Her desire to know more about God led her to a spiritual director, and after uncovering who God truly was—a loving and merciful Father—she fell in love with him.

Struggling with a New Addiction

However, although Rita was not drinking or doing drugs and was growing closer to God, she had taken on another addiction: food. In fact, during her first year of sobriety, she put on 60 pounds, eventually getting up to 300 pounds until she received the lap band in 2009. Although that helped her lose weight, she was still addicted: she would throw food up so she could eat ever more sugar and carbs.

She knew she had a problem, even if others in the recovery world didn’t necessarily see it that way. However, God’s grace was at work.

“While at my daughter’s wedding in Louisiana, I met a man who attends Monday’s Catholic in Recovery meetings and I started attending those meetings the very next month,” Rita shared.

It was at these meetings where Rita found another woman struggling with food addictions, and also where she was able to find support to face this addiction to food.

“I’m in a Catholic in Recovery meeting and I met another woman with a food addiction and I just felt really safe, comfortable, and able to share about my food addiction in those meetings. It was the first time I admitted I had a problem and once I admitted it I was ready to seek help,” Rita shared.

This would lead her to attend FAA (Food Addicts Anonymous) meetings. On June 1, 2017, she cut out all sugar and flour from her diet. She hasn’t eaten them since, maintaining a weight of 143 pounds since this last November.

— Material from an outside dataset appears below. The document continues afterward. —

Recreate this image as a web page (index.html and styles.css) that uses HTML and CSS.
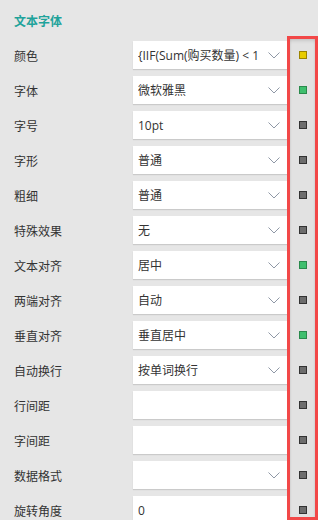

God’s Grace and Catholic in Recovery

“In Catholic in Recovery there is no shame and there is joyfulness when I share about my experience with God,” Rita shared. “Some of the members of the group have a great relationship with God and have a lot of knowledge. I can go to meetings and ask them to pray for me. I really look forward to Mondays and don’t miss them.”

Rita appreciates that Catholic in Recovery creates the space to talk about all addictions and unhealthy attachments—not just alcohol and drugs—which can wreak just as much havoc in one’s life. Not only have these meetings encouraged her to seek recovery for her food addiction, but they provided a fellowship of Catholics to walk with her on her recovery journey.

Rita is grateful for her four daughters, all committed Catholics who continued to pray for her throughout all of it, and Catholic in Recovery, which has drawn her closer to her Catholic faith and Jesus Christ.

“Catholic in Recovery is the only place where I can go to share about my addictions and talk about my faith,” Rita shared. “I talk about God all of the time in those meetings because everything in my life has been God’s grace.”